Before joining Heritage in 1977, Truluck served on various congressional staffs, and as deputy director of the Republican Study Committee. He was a founding director and vice chairman of the board of directors of the Center for International Private Enterprise, an affiliate of the National Endowment for Democracy. During 1982 and 1983, he served on the executive committee of the President’s Private Sector Survey on Cost Control, also known as the Grace Commission. He also served on the White House Fellows Selection Committee in the Reagan administration. President Reagan also appointed him to the Administrative Conference of the United States in 1987.

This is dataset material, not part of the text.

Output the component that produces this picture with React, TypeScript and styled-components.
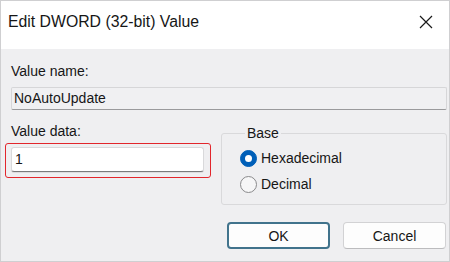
import styled, { createGlobalStyle } from 'styled-components';

const GlobalStyle = createGlobalStyle`
  html, body {
    margin: 0;
    padding: 0;
    background: #ffffff;
  }
  * {
    box-sizing: border-box;
  }
`;

const Window = styled.div`
  width: 450px;
  height: 262px;
  border: 1px solid #cfcfd1;
  display: flex;
  flex-direction: column;
  font-family: "Liberation Sans", Arial, sans-serif;
  color: #161616;
  overflow: hidden;
`;

const TitleBar = styled.div`
  height: 48px;
  flex-shrink: 0;
  background: #ffffff;
  display: flex;
  align-items: flex-start;
  justify-content: space-between;
  padding: 12px 16px 0 7px;
`;

const Title = styled.div`
  font-size: 15.8px;
  line-height: 18px;
`;

const CloseIcon = styled.svg`
  margin-top: 2px;
  display: block;
`;

const Body = styled.div`
  flex: 1;
  background: #efeff1;
  padding: 0 2px 0 10px;
`;

const Label = styled.div<{ $top: number }>`
  font-size: 14px;
  line-height: 16px;
  margin-top: ${(p) => p.$top}px;
`;

const ReadOnlyField = styled.div`
  margin-top: 8px;
  height: 23px;
  line-height: 21px;
  font-size: 14px;
  padding-left: 2px;
  background: #f0f0f2;
  border: 1px solid #d6d6d8;
  border-bottom-color: #9a9a9c;
  border-radius: 2px;
`;

const LowerRow = styled.div`
  display: flex;
  align-items: flex-start;
  margin-top: 13px;
`;

const LeftColumn = styled.div`
  width: 200px;
`;

const Highlight = styled.div`
  margin: 4px 0 0 -6px;
  width: 206px;
  border: 1px solid #e2262c;
  border-radius: 3px;
  padding: 3px 6px 5px 5px;
`;

const Input = styled.div`
  height: 25px;
  line-height: 23px;
  font-size: 14px;
  padding-left: 3px;
  background: #ffffff;
  border: 1px solid #d9d9db;
  border-bottom: 1px solid #7a7a7c;
  border-radius: 3px;
  box-shadow: 0 1px 0 rgba(0, 0, 0, 0.08);
`;

const GroupBox = styled.fieldset`
  margin: 2px 0 0 10px;
  width: 227px;
  height: 80px;
  border: 1px solid #d9d9db;
  border-radius: 3px;
  padding: 7px 0 0 18px;
  min-width: 0;
`;

const Legend = styled.legend`
  font-size: 14px;
  line-height: 16px;
  padding: 0 2px;
  margin-left: 5px;
`;

const RadioRow = styled.label`
  display: flex;
  align-items: center;
  height: 20px;
  font-size: 14px;
  gap: 4px;
  & + & {
    margin-top: 6px;
  }
`;

const RadioDot = styled.span<{ $checked?: boolean }>`
  width: 17px;
  height: 17px;
  border-radius: 50%;
  flex-shrink: 0;
  display: flex;
  align-items: center;
  justify-content: center;
  background: ${(p) => (p.$checked ? '#005fb8' : '#f6f6f7')};
  border: 1px solid ${(p) => (p.$checked ? '#005fb8' : '#8a8a8c')};
  &::after {
    content: '';
    display: ${(p) => (p.$checked ? 'block' : 'none')};
    width: 7px;
    height: 7px;
    border-radius: 50%;
    background: #ffffff;
  }
`;

const ButtonRow = styled.div`
  display: flex;
  justify-content: flex-end;
  gap: 13px;
  margin-top: 17px;
  padding-right: 1px;
`;

const Button = styled.button<{ $primary?: boolean }>`
  width: 103px;
  height: 27px;
  font-family: "Liberation Sans", Arial, sans-serif;
  font-size: 14px;
  color: #161616;
  background: #fdfdfd;
  border-radius: 4px;
  border: ${(p) => (p.$primary ? '2px solid #41738c' : '1px solid #d2d2d4')};
  border-bottom-color: ${(p) => (p.$primary ? '#41738c' : '#bcbcbe')};
  padding: 0;
`;

export default function App() {
  return (
    <>
      <GlobalStyle />
      <Window>
        <TitleBar>
          <Title>Edit DWORD (32-bit) Value</Title>
          <CloseIcon width="14" height="14" viewBox="0 0 14 14">
            <path d="M1 1 L13 13 M13 1 L1 13" stroke="#1a1a1a" strokeWidth="1.2" fill="none" />
          </CloseIcon>
        </TitleBar>
        <Body>
          <Label $top={14}>Value name:</Label>
          <ReadOnlyField>NoAutoUpdate</ReadOnlyField>
          <LowerRow>
            <LeftColumn>
              <Label $top={0}>Value data:</Label>
              <Highlight>
                <Input>1</Input>
              </Highlight>
            </LeftColumn>
            <GroupBox>
              <Legend>Base</Legend>
              <RadioRow>
                <RadioDot $checked />
                Hexadecimal
              </RadioRow>
              <RadioRow>
                <RadioDot />
                Decimal
              </RadioRow>
            </GroupBox>
          </LowerRow>
          <ButtonRow>
            <Button $primary>OK</Button>
            <Button>Cancel</Button>
          </ButtonRow>
        </Body>
      </Window>
    </>
  );
}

He supported the Capitol Hill neighborhood where Heritage is located, serving as chairman of the Capitol Hill Business Improvement District and a tireless champion of that organization’s Ready, Willing, and Working program. And he made Heritage facilities available to host a variety of community meetings.

Truluck was respected across the country. Francis Marion University, located in Truluck’s native Florence County, S.C., endowed the Phillip N. Truluck Chair in Public Policy in his honor to promote conservative views and reflect Heritage’s principles of free enterprise, limited government, individual freedom, traditional American values, and a strong national defense.